BIODIVERSITY CONSERVATION
IN RURAL CALIFORNIA
While state and federal environmental protection agencies often draw the most attention in the public eye, local governments every day make innumerable decisions with significant implications for California∍s protection of biodiversity. The land use planning authority of local governments makes them key players in deciding whether to enhance, maintain, or lessen the quality of our natural environment.
Together, federal, state, and local governments share a complex web of interacting authorities and responsibilities for the protection of our natural environment. From the outset, it has been a goal of the California Biodiversity Council (CBC) to acknowledge these complexities and to ensure that this web is not an impediment to effective resource management. Through the associations of county supervisors, regional associations of governments, or the Regional Council of Rural Counties (RCRC), every county is represented on the Council. The CBC has worked to strengthen ties with local government by providing discussion forums, coordination, and technical assistance in the development of local and regional strategies to conserve biodiversity.
This fall, the CBC held its quarterly meeting jointly with the RCRC annual conference in Redding. This meeting provided an opportunity for Council members to interact with all of the county supervisors represented by RCRC. We learned that much progress has been made by rural local governments in promoting biodiversity conservation and rural economic development.
Restoration of salmonid habitat has become a critical issue on many coastal and Central Valley rivers and streams. The condition of salmonid habitat is affected by decisions made at the local level. Del Norte County Supervisor Clyde Eller described a regional initiative led by the county supervisors in Del Norte, Humboldt, Mendocino, Siskiyou, and Trinity counties to produce a five counties salmon conservation plan. The five county plan lays out a coordinated strategy to protect and restore habitat through each county's general plan process. The state has supported this effort by providing $100,000 in direct funding and in-kind departmental staff assistance. Actions already underway across the five county region include:
- hiring of a regional county coordinator based in Trinity county;
- reviewing and assessing all relevant county ordinances;
- evaluating county road and facilities management practices;
- developing new fish-friendly policies, incentives, and land use practices;
- prioritizing watersheds for restoration grant funding; and
- developing grant sources for restoration activities on county roads and other lands.
This summer, the six central coastal counties--Mendocino, Sonoma, Marin, San Mateo, Santa Cruz, and Monterey--initiated a similar salmonid conservation planning effort with the support of the Resources Agency and the National Marine Fisheries Service.

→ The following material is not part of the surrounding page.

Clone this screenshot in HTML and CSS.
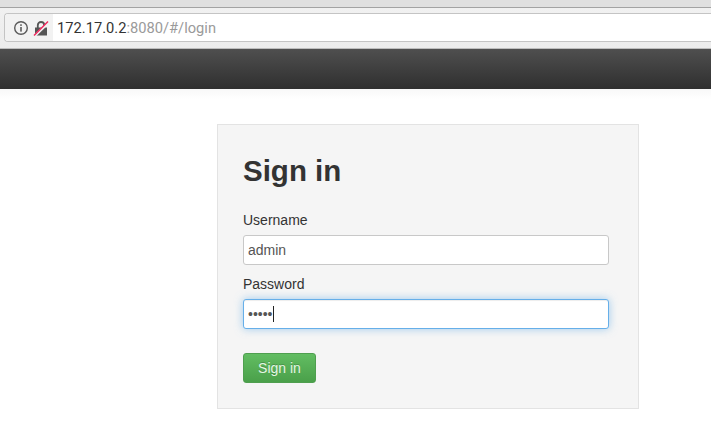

In the Sierra, Council leaders Richard Wilson (Director, Department of Forestry and Fire Protection), Lynn Sprague (Regional Forester, USDA Forest Service), and Al Wright (Deputy State Director, USDI Bureau of Land Management), recently met with the American River Watershed Group to offer Council support for the group's efforts. The American River Watershed Group includes local, state, and federal agencies, landowners, and local organizations. Rich Gresham, Placer County Resource Conservation District, described how this unstructured, but highly effective group came together in response to high fuel loads in this watershed. This spring, the group received a major boost in the form of a million-dollar Proposition 204 grant for watershed enhancement activities. Placer County serves as the fiscal agency for the implementation of this grant. In implementing the grant, the American River Watershed Group will reduce catastrophic wildland fire hazards, conduct water quality monitoring, initiate a centralized geographic information system, implement stream and riparian restoration projects, establish an education and outreach program, and study biomass utilization opportunities.

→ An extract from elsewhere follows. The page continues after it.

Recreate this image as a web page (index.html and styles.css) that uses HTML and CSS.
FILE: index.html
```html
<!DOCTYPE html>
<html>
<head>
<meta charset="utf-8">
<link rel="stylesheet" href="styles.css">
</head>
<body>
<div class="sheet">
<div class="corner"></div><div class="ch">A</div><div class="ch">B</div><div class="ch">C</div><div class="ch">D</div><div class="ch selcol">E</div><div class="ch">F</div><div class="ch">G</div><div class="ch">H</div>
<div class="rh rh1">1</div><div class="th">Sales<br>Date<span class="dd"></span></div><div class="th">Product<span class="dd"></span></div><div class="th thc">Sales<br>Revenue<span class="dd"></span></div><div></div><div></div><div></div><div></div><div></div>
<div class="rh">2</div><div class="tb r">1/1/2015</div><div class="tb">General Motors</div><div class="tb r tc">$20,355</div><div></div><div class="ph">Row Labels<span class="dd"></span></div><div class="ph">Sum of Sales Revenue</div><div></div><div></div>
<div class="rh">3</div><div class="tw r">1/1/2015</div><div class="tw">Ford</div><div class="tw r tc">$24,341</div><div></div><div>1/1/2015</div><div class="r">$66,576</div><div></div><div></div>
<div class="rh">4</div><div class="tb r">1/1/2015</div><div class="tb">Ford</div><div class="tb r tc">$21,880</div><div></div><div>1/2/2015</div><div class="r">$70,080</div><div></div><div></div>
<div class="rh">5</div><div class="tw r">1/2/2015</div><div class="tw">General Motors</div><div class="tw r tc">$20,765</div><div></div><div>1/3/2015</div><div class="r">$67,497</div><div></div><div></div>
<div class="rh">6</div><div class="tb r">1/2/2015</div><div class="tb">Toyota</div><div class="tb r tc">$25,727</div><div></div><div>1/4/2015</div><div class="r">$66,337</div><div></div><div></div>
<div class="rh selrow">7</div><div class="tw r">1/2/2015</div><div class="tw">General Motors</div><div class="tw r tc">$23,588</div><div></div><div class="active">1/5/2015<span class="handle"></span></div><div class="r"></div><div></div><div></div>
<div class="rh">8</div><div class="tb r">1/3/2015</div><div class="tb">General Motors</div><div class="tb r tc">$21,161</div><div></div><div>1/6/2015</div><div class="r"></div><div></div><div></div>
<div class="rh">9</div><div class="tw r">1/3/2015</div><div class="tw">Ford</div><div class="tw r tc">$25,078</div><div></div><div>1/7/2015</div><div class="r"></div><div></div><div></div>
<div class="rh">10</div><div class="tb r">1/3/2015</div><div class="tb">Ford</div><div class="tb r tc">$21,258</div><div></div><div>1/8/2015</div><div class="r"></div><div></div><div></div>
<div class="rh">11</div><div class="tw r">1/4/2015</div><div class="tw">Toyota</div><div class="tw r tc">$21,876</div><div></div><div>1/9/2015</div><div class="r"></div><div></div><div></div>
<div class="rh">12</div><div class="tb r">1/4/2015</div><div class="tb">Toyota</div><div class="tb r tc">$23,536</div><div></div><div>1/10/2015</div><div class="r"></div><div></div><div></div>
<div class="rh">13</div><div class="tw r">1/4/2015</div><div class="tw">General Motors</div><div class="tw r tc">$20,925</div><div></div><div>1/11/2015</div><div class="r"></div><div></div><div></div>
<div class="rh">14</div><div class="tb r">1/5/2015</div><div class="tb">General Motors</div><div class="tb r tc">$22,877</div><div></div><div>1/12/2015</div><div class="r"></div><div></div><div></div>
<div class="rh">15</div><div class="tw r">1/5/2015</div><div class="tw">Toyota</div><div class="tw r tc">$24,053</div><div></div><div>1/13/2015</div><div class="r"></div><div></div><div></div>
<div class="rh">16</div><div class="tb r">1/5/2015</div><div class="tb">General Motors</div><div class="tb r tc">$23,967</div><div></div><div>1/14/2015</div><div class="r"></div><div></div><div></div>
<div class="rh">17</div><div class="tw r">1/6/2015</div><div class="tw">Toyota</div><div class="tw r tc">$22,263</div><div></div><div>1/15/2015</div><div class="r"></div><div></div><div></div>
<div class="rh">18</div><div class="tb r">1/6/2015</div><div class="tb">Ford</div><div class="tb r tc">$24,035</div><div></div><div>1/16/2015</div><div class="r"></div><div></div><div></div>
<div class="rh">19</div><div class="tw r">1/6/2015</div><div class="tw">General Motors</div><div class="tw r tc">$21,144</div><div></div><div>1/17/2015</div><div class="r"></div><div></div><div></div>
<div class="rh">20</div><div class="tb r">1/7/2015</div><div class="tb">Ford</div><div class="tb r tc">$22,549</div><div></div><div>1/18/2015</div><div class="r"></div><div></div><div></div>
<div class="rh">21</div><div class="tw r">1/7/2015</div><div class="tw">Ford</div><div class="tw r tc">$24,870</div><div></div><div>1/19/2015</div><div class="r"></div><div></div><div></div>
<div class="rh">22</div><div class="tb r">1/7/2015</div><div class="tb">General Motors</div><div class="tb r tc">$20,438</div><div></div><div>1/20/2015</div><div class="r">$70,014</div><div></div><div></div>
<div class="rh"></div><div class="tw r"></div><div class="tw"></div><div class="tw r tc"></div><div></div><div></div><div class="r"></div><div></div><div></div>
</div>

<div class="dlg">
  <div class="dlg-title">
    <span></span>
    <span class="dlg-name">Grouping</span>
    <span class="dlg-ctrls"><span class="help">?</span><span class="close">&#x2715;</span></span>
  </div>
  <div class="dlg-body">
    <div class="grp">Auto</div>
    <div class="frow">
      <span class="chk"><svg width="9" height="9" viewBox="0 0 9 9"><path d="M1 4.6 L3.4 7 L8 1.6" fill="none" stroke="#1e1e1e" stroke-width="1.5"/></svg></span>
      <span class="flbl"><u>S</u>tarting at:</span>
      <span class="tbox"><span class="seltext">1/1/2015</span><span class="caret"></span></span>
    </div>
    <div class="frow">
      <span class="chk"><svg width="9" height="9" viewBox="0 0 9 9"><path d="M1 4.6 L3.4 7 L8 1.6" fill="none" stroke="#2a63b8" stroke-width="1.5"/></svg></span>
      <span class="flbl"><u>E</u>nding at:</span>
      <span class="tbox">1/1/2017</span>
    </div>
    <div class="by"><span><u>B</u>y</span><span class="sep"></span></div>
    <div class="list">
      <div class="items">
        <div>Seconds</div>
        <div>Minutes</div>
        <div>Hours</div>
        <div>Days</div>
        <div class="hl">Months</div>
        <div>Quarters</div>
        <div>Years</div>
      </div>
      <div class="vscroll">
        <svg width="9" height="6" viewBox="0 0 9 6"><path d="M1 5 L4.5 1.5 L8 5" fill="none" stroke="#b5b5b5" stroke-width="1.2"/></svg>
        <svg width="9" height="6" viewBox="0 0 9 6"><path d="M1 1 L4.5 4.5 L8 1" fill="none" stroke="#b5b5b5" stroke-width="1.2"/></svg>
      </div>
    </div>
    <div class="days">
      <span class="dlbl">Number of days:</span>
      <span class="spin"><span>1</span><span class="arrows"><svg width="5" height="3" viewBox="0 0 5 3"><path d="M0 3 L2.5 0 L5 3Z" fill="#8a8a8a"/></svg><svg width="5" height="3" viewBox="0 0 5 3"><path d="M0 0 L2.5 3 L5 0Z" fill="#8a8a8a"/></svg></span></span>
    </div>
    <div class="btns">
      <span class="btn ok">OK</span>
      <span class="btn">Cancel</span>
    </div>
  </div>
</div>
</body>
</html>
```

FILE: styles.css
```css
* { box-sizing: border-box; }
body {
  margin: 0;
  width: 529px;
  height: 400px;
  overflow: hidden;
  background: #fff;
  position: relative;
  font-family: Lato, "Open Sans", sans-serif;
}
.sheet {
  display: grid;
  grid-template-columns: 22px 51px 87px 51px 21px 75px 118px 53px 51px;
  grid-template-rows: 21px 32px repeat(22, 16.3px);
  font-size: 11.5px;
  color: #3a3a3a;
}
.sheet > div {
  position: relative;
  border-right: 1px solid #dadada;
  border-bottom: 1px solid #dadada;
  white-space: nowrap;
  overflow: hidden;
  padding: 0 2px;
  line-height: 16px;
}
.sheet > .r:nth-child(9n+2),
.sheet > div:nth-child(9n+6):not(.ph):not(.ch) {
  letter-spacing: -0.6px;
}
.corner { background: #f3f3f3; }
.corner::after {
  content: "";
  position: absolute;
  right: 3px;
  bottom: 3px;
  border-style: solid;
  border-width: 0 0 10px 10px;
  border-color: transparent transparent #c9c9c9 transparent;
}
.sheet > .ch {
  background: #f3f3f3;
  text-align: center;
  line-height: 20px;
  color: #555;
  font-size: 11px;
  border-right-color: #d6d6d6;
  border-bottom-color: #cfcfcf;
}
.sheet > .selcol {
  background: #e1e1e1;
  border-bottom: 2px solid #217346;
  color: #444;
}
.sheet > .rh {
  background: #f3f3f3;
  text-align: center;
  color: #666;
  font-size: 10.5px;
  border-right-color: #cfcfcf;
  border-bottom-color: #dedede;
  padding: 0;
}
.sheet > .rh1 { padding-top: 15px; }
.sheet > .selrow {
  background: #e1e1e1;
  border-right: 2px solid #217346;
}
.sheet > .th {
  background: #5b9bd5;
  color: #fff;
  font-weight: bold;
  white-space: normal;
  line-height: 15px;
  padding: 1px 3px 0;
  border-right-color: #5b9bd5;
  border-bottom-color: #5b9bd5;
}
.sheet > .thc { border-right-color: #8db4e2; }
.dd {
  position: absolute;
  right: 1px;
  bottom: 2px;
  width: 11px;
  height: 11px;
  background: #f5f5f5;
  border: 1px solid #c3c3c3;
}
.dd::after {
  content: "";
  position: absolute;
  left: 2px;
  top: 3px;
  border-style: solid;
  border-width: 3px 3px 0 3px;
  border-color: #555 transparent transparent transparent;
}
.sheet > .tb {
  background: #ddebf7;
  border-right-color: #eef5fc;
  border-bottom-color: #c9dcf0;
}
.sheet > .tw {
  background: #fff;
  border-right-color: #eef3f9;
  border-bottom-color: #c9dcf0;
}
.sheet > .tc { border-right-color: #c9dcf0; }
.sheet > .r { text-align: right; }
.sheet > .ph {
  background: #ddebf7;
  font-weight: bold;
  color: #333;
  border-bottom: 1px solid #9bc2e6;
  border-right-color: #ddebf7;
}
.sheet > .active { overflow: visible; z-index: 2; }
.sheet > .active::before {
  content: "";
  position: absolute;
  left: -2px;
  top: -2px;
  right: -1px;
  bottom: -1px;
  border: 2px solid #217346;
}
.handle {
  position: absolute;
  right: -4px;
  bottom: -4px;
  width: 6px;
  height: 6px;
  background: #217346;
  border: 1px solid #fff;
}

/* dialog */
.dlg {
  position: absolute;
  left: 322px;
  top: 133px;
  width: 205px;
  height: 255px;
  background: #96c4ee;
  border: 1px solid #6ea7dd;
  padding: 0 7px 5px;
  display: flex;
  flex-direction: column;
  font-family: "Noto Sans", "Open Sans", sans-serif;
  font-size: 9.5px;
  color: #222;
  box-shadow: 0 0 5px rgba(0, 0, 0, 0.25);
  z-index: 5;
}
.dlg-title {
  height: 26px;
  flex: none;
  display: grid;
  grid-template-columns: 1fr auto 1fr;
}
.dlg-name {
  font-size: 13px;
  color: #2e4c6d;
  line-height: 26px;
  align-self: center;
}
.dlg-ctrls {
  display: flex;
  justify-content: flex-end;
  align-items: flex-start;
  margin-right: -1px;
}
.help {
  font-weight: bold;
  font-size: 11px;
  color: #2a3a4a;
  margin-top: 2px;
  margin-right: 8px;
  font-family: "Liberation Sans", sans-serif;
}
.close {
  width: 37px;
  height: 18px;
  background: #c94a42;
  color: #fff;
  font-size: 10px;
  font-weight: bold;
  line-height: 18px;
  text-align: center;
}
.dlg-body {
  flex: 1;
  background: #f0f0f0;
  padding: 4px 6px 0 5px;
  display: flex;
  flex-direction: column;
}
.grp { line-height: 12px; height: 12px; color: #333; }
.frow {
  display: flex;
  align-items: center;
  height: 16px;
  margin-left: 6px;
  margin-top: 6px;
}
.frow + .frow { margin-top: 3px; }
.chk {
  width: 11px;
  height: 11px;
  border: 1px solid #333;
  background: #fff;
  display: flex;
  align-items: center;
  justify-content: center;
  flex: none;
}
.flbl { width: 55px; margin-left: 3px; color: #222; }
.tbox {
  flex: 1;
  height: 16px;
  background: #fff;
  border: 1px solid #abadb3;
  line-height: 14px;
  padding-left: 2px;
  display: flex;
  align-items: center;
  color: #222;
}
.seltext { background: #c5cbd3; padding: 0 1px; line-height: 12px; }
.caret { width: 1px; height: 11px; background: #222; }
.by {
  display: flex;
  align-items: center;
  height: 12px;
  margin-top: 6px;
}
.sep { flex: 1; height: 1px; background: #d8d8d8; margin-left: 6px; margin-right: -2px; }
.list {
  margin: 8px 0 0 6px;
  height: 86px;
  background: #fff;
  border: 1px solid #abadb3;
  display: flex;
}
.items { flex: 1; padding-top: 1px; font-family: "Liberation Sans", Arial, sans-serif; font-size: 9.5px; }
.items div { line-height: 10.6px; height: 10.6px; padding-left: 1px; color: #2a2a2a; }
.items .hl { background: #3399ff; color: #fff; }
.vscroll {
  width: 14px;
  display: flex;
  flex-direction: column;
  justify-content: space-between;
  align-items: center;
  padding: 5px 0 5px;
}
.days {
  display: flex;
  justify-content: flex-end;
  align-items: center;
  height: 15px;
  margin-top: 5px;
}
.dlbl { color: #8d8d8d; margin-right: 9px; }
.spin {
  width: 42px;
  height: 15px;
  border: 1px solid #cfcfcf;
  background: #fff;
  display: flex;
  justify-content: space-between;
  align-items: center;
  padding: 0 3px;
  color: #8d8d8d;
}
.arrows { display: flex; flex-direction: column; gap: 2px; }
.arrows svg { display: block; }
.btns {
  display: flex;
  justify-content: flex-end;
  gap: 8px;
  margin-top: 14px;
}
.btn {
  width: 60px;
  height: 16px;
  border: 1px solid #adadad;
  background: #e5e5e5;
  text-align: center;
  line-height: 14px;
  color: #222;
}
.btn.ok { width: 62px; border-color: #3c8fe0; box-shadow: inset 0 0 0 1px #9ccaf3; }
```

Within the same planning area, Placer county is leading an effort to develop an open space implementation plan which may result in a natural community conservation plan for the county. This is the first county in the state to proactively initiate a conservation plan that is not driven by the listing of a threatened species. As explained by Loren Clark, Placer county planner, “To be proactive can ensure economic development, enhance resources, and provide a high quality of life”. After hearing Loren’s presentation in Redding, I met with the county’s citizens advisory committee to offer state support of their ambitious program The county has displayed remarkable foresight in anticipating the need to protect open space and species diversity as it continues to grow and develop.
Lastly, the joint state and federal CALFED Bay-Delta program has responded to the call from rural counties to recognize the counties’ importance in protecting watershed functions critical to the San Francisco Bay-Delta ecosystem restoration goals of CALFED. The CALFED program responded with the development of an integral watershed management program, an interagency watershed advisory team composed of state and federal agency representatives, and a watershed work group composed of representative watershed stakeholders, including supervisors from Plumas, Butte, and Lake Counties. CALFED-related grant funding has so far directed millions of dollars toward the improvement of rural, upper watersheds.
Our joint CBC-RCRC meeting in Redding brought to light these and other illustrations of how the Council and its members work with willing local governments, landowners, and organizations to support rural biodiversity conservation efforts. As more local governments take a lead in conservation planning in their counties and with their neighboring counties, they and we will realize the economic benefits and enhancements to the quality of life that are provided through the protection of our rural environments.